Often, unscrupulous developers will borrow heavily from the operant conditioning chamber (also called a “Skinner box” after the psychologist B.F. Skinner) first developed in 1898. The general pattern runs most casinos by forming addictions, and operates as follows:

  1. Present a set of possible actions for the user, with rewards for some of those actions.
  2. For the rewarded actions, modulate the chances of the actions occurring (e.g., 1 in 20 chance, every 15 times, etc).
  3. Optionally, give the user a wide variety of possible rewards to provide the experience of making choices.
  4. Repeat indefinitely, changing out rewards occasionally, adding new types of rewards, and scaling them up before the user gets bored.
  5. Branch out the rewards into tiers (e.g., an easily acquired type of coin and a rare type of coin).
  6. Eventually, extend the experience into real-world economics by making real-world currency necessary to advance the game.

Most of the time, game developers will scale up by having other developers make the games, contributing their accumulated experience in ideas/marketing/debugging, then publishing with their brand attached to it and likely a royalty for sales.

The electronic games industry has gone through many trends that no longer exist, though they tend to pop up in weird places.

To change difficulty or configurations in the early 1980s, Atari games had simple toggle switches before starting a game that required documentation to decipher.
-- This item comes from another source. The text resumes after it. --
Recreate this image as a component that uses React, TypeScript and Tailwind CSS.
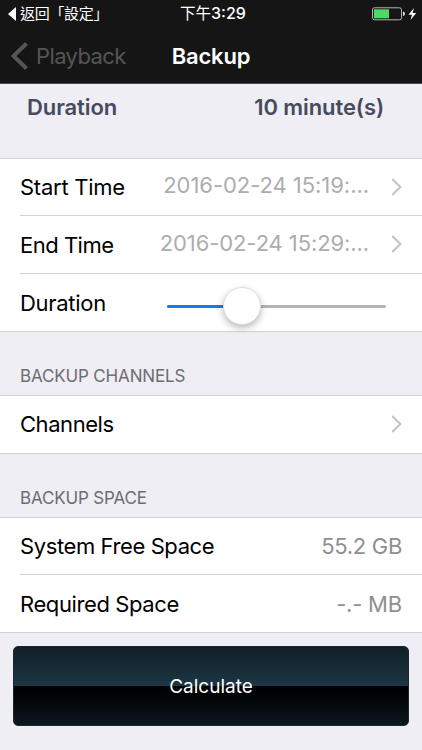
import React, { useState } from 'react'

const Chevron: React.FC = () => (
  <svg className="shrink-0" width="12" height="20" viewBox="0 0 12 20" fill="none">
    <path d="M1.2 2L9.4 10L1.2 18" stroke="#c4c4c9" strokeWidth="2.1" />
  </svg>
)

const StatusBar: React.FC = () => (
  <div className="h-7 pb-0.5 grid grid-cols-3 items-center text-white leading-[26px]">
    <div className="flex items-center pl-2">
      <svg width="8" height="14" viewBox="0 0 8 14">
        <path d="M8 0V14L0 7Z" fill="#fff" />
      </svg>
      <span className="ml-1 text-[15px] tracking-[-0.3px] whitespace-nowrap">返回「設定」</span>
    </div>
    <span className="text-center text-[16px] ml-1">
      <span className="text-[15.5px]">下午</span>
      <span className="font-medium">3:29</span>
    </span>
    <div className="flex items-center justify-end pr-[5px]">
      <svg width="46" height="14" viewBox="0 0 46 14">
        <rect x="1.5" y="0.8" width="29" height="12" rx="2" fill="none" stroke="#b5b5b5" />
        <rect x="3" y="2.3" width="15" height="9" fill="#4cd964" />
        <path d="M32 4.5Q34 5 34 6.8Q34 8.6 32 9.1Z" fill="#e5e5e5" />
        <path d="M43 1L37.5 7.8H41L39.5 13L45.2 6H41.6Z" fill="#fff" />
      </svg>
    </div>
  </div>
)

const Row: React.FC<{ label: string; spacing: string; last?: boolean; children?: React.ReactNode }> = ({
  label,
  spacing,
  last,
  children,
}) => (
  <div className="flex-1 min-h-0 pl-5">
    <div
      className={`h-full flex items-center justify-between ${
        last ? '' : 'border-b border-[#d2d2d5]'
      }`}
    >
      <span className={`text-[22px] text-black whitespace-nowrap ${spacing}`}>{label}</span>
      {children}
    </div>
  </div>
)

const DateValue: React.FC<{ value: string; spacing: string }> = ({ value, spacing }) => (
  <div className="flex items-center pr-[19px] text-[22px] text-[#adadad]">
    <span className={`mr-[22px] ${spacing}`}>{value}</span>
    <Chevron />
  </div>
)

const SectionTitle: React.FC<{ title: string }> = ({ title }) => (
  <h2 className="h-[63px] shrink-0 pl-5 pt-[34px] text-[17px] leading-5 text-[#6d6d72] tracking-[-0.15px]">
    {title}
  </h2>
)

const App: React.FC = () => {
  const [duration, setDuration] = useState<number>(10)
  const percent = (duration / 30) * 100

  return (
    <div className="w-full h-[750px] flex flex-col overflow-hidden bg-[#efeef4] font-['Inter','Noto_Sans_CJK_TC',sans-serif]">
      <header className="h-[84px] shrink-0 bg-[#151515] border-b border-[#4c494f]">
        <StatusBar />
        <nav className="h-14 grid grid-cols-3 items-center">
          <button className="flex items-center pl-[11px] text-[#555] text-[22px]">
            <svg className="shrink-0" width="18" height="28" viewBox="0 0 18 28" fill="none">
              <path d="M15.5 1.5L2.5 14L15.5 26.5" stroke="#555" strokeWidth="4" />
            </svg>
            <span className="ml-[7px] tracking-[-0.6px]">Playback</span>
          </button>
          <h1 className="text-center text-white font-semibold text-[22px] tracking-[-0.2px]">
            Backup
          </h1>
        </nav>
      </header>

      <div className="h-[74px] shrink-0 flex justify-between pl-[27px] pr-[38px] pt-[9px] text-[22px] leading-7 font-semibold text-[#474b5e]">
        <span className="tracking-[-0.1px]">Duration</span>
        <span className="tracking-[-0.1px]">{duration} minute(s)</span>
      </div>

      <section className="bg-white border-y border-[#d2d2d5] shrink-0 h-[174px] flex flex-col">
        <Row label="Start Time" spacing="tracking-[-0.25px]">
          <DateValue value="2016-02-24 15:19:..." spacing="-mt-1 tracking-[-0.05px]" />
        </Row>
        <Row label="End Time" spacing="tracking-[-0.5px] pt-0.5">
          <DateValue value="2016-02-24 15:29:..." spacing="-mt-0.5 tracking-[-0.1px]" />
        </Row>
        <Row label="Duration" spacing="tracking-[-0.3px] pt-0.5" last>
          <div className="relative w-[219px] h-[38px] mr-9 mt-[9px] flex items-center">
            <div className="w-full h-[3px] rounded-full bg-[#b4b4b4]">
              <div className="h-full rounded-full bg-[#147af0]" style={{ width: `${percent}%` }} />
            </div>
            <div
              className="absolute -top-px size-[38px] -ml-[17px] rounded-full bg-white border border-[#dedede] shadow-[0_3px_7px_rgba(0,0,0,0.28)]"
              style={{ left: `${percent}%` }}
            />
            <input
              type="range"
              min={0}
              max={30}
              value={duration}
              onChange={(e) => setDuration(Number(e.target.value))}
              className="absolute inset-0 w-full opacity-0"
            />
          </div>
        </Row>
      </section>

      <SectionTitle title="BACKUP CHANNELS" />
      <section className="bg-white border-y border-[#d2d2d5] shrink-0 h-[59px] flex flex-col">
        <Row label="Channels" spacing="tracking-[-0.45px]" last>
          <div className="pr-[19px] pb-0.5">
            <Chevron />
          </div>
        </Row>
      </section>

      <SectionTitle title="BACKUP SPACE" />
      <section className="bg-white border-y border-[#d2d2d5] shrink-0 h-[116px] flex flex-col">
        <Row label="System Free Space" spacing="tracking-[-0.4px]">
          <span className="pr-5 text-[22px] text-[#8e8e93] tracking-[-0.3px]">55.2 GB</span>
        </Row>
        <Row label="Required Space" spacing="tracking-[-0.4px] pt-0.5" last>
          <span className="pr-5 pt-0.5 text-[22px] text-[#8e8e93] tracking-[-0.2px]">-.- MB</span>
        </Row>
      </section>

      <button className="mt-[13px] ml-[13px] pt-0.5 w-[396px] h-20 shrink-0 rounded-[5px] border border-[#1b252b] text-[19px] text-white bg-[linear-gradient(180deg,#101f26_0%,#1c3745_49.5%,#000_50.5%,#03070a_70%,#0d181f_100%)]">
        Calculate
      </button>
    </div>
  )
}

export default App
By the 1990s, this difficulty switch eventually dissolved to an Easy/Medium/Hard selection when starting a game, and became an obscure feature hidden in the settings by the 2010s or simply nonexistent.

For some time in the mid-1990s, game installers took advantage of multimedia graphics, and started the UX into the game as soon as someone inserted a disc. The Command & Conquer: Red Alert game may have been the most interesting one, with full animations of a rocket going through stages of loading for getting fired as the installation progressed.

In the mid-1990s, game CDs had a then-staggering memory capacity, so full-motion video could fit on it (though it was pretty lame at first). One form of game was called QuickTime events, named after Apple’s then-new QuickTime protocol. The idea was that a full video would play, and the player would have to press a button when prompted. The pinnacle games of this were Dragon’s Lair and Night Trap that were literally nothing but QuickTime events. They weren’t particularly fun to play, but were novel enough to draw attention.

Memory constraints limited most games in the early and mid 1980s, so they all had some relatively similar features. Later games (especially after the 2010s) would imitate them for nostalgic/artistic effect:

  • No discernible plot, or it was in the supplied manual. Often, the goal of the game was a recorded high score, and maxing out the score (which was a feat of extreme skill or exploitation) would make the game crash.
  • To pad out play time, the game was absurdly and unfairly difficult, even on the easiest setting.
  • To help with play-testing, certain button combinations could give the player more lives, invincibility, swap out the sprites with other sprites, or skip ahead levels. These stayed in the game afterward and became known as cheat codes.

In the late-2000’s, games spent the better part of a decade embellishing a very dull color palette of grays and browns, as well as getting a bit carried away on shadows. It was meant to capture a dark, grungy impression that would fit a post-apocalyptic environment, but it made everything unpleasant to look at and difficult to see.

Shortly after the grungy, disgusting trend, games pivoted hard into the other end: they added tons of “bloom” and “particle effects”. This made the game very unpleasant to look at and difficult to see for the opposite, though this time it was easier to adjust visual settings to compensate for it.

Online games tend to use “leaderboards”, online high score systems that track everyone who played the game. Since this number can be thousands or a few hundred thousand players, it’s not particularly enjoyable for most players, and most leaderboards eventually devolve into hackers who exploited the game to achieve an inhumanly high score.

Since the late-2000’s, most graphics trends have moved toward trying to reproduce the constraints and artifacts from video cameras. This trend hasn’t stopped yet as of 2023, and has even gone as far as reproducing grit and water spots on the screen, which destroys the immersion of controlling a proxy character.

One trend that started around the time Fortnite became popular in the late-2010’s is to release the multiplayer game for free, then charge for the single-player experience. This allows the developer to collect user data, both to reconfigure the software to make it more addicting or to sell the data outright.


The ambitious nature of games makes its software lifecycle more involved and complex than most non-game software.

Ever since the internet (and since online stores like Steam that also manage updates), the game will often release in an unfinished state. At its simplest, the game will have glitches during gameplay, but many developers intentionally release games in so-called Early Access, which is effectively a remarketed “alpha” or “beta” build of the game.

For many open-source games, they’re never officially done because of the constant improvements added by independent developers.

Game developers will sometimes work on an Early Access game until they understand the best way to balance it, then release that game from Early Access a few months before selling almost the same game entirely as a full version. To hide this, they’ll often change the theme (e.g., medieval, then space).

If a game becomes commercially successful, game developers can get more money relatively easily by creating expansions/addons/DLC (downloadable content):

  • They typically only add new graphical assets or tweak small mechanics of the game, and some are simply designed to support the developers.
  • However, some games may make the progression through the base game impossible without the DLC, and others can add hundreds of DLC.
  • In fact, some games are entirely free, with the expansions being most of the game’s content.